Hall Auditorium, Oberlin
March 14


Joshua Blue, center, as an unhappy King of the May.

When Benjamin Britten’s comic opera Albert Herring premiered at Glyndebourne in 1947, the director of the festival reportedly warned the audience, “This isn’t our kind of thing.” The undercurrent of homosexuality in a man being chosen as Queen of the May was too strong, especially with Britten’s partner, tenor Peter Pears, singing the title role.

Fortunately that’s passé now, leaving a brilliant musical work ripe for straight (no pun intended) comic treatment – with satirical swipes directed at the supporting cast, not Albert. Director Jonathon Field ran with that premise in a whipcrack production last week, turning in a professional-caliber performance with Oberlin Conservatory students.

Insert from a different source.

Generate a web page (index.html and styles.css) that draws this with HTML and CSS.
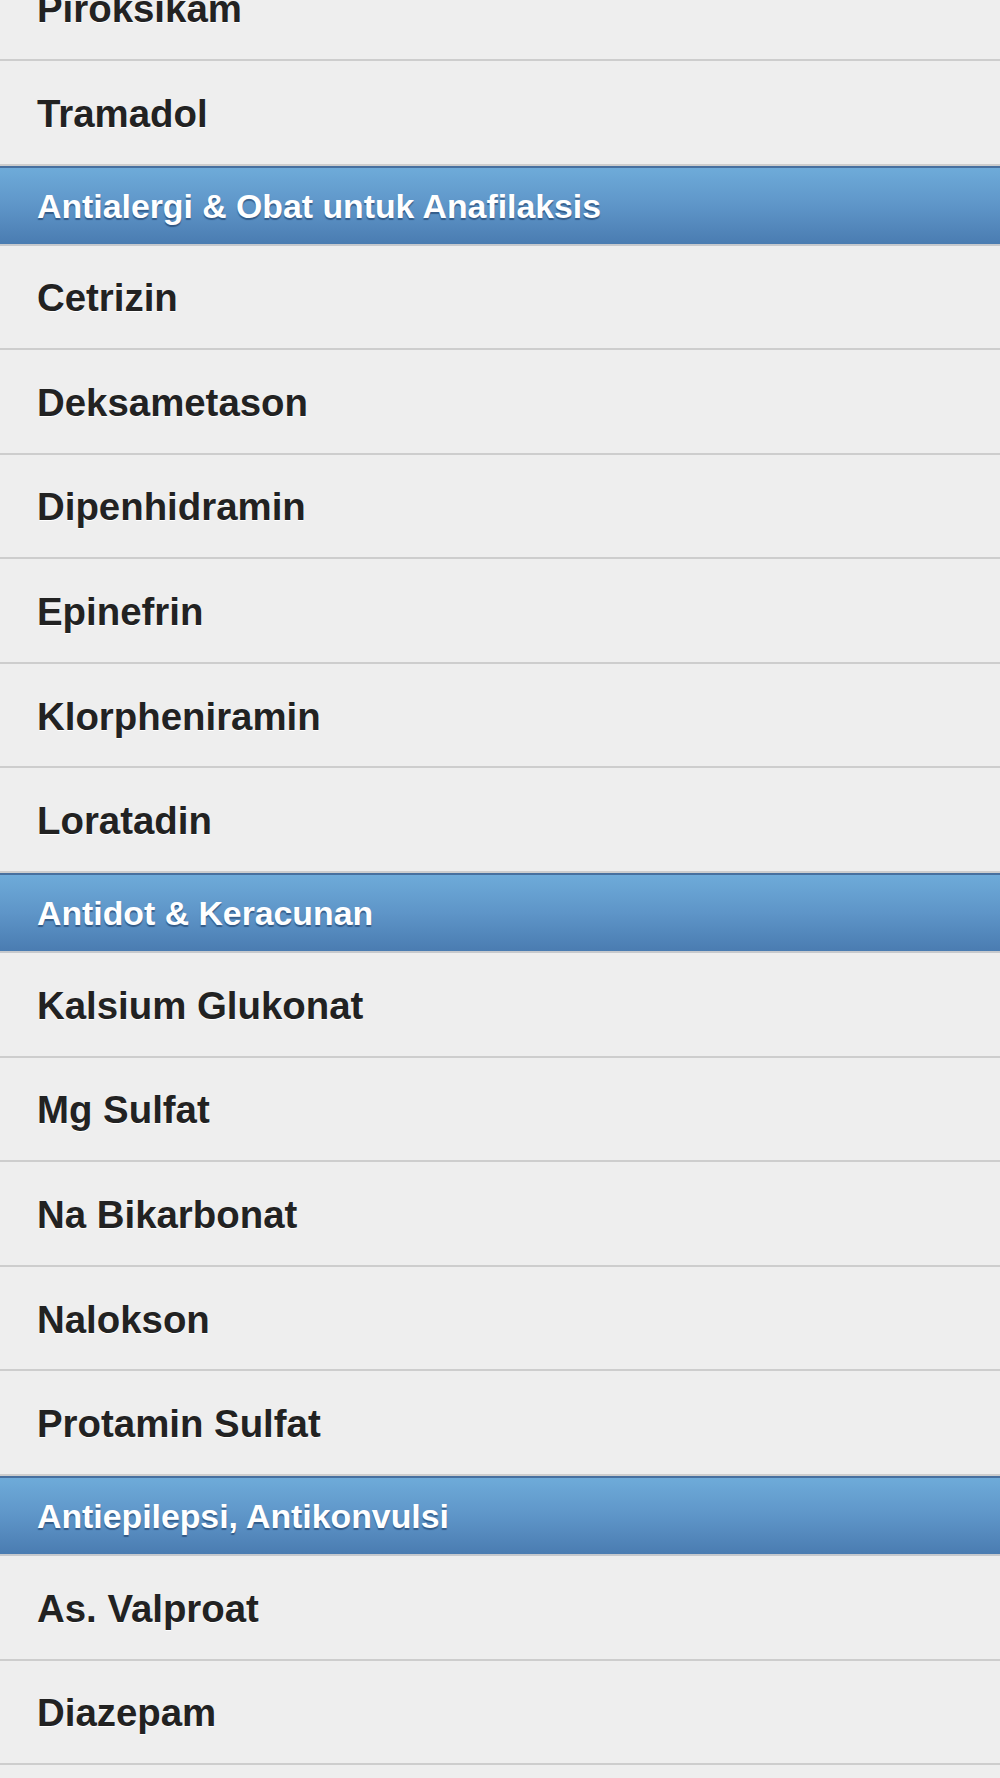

Field approached the opera in the spirit of screwball comedy, the rapid-fire, histrionic style of filmmaking that was popular in Hollywood in the 1930s and ’40s. Characters marched, preened, bantered and cajoled in clockwork precision, starting with the group of British villagers that convene at the home of Lady Billows to decide who will be Queen of the May. Stereotypically stiff and proper, they moved like interlocking parts of a well-oiled machine, establishing caricatures (priggish schoolmarm, huffy police superintendent) with a few deft lines and gestures before flitting into places around a dining table to make unctuous pitches for their candidates.

Marvelous Monroe.
That set up an amusingly pompous entrance by Lady Billows, played on Friday night by Amber Monroe, whose privileged mien and florid indignation delivered in Wagnerian-sized vocals provided amusing reaction shots throughout the entire evening. The snappy put-downs of her maid, sung by Micaëla Aldridge, to each of the proposed names set a brisk tempo and arch tone of comic anticipation.

The pace slowed with the title character’s appearance in the second half of the first act, and Joshua Blue’s one-dimensional portrayal of a depressed mamas boy didn’t help. Daveed Buzaglo’s overly cloying Sid was more distracting than amusing, but Hannah Hagerty as his girlfriend Nancy brought back some sparkle, particularly in their love duet. And when the committee flooded in for a rousing production number announcing Albert as King of the May, the cascade of reactions – Albert aghast, his mother thrilled, Lady Billows dangling the prize purse – set an enticing mixture of farce, satire and whimsy.

Britten’s witty score comes to the fore in the second act, and Field took full advantage of comic set pieces like Miss Wordsworth (Audrey Ballaro-Hagadorn) rehearsing her mischievous choral trio. Even more impressive was the way he had his singers play to the quirks in the music – flashes of color in the woodwinds, sharp cracks of percussion – that add dimension to the characters’ personalities. The score is also notable for its many references, to which Field added a few of his own onstage. Lady Billows had a Scarlett O’Hara moment on the staircase of her home, and it took an invocation of da Vinci’s “The Last Supper” to induce Albert to get up and speak at the banquet celebrating his crowning.

Albert’s disappearance in the third act gave Hagerty a chance to shine in hand-wringing arias, and the full ensemble an opportunity to indulge in some lusty, madcap recriminations after he reappeared. The singing was uniformly strong, without a weak voice in the cast. After Albert downed a spiked drink in the second act and his character opened up, Blue blossomed into a rich, full tenor who dominated the stage by the final curtain. Monroe never failed to get a reaction to her outsized singing and acting, and the committee members crafted amusing character studies.

Much of the credit for the production’s success has to be shared with conductor Christopher Larkin, whose credits include a stint as music director of the New York City Opera touring company. Even for a small orchestra (13 pieces), the sound was remarkably transparent, clear and disciplined without losing the spontaneity that gives Albert Herring its bright spirit and momentum. Violinist Yuri Popowycz deserves special mention for a virtuoso invocation of whistling. And the orchestra’s intermezzos merited an extra round of applause.

King of the May? By the final curtain Friday night, it seemed exactly like our kind of thing.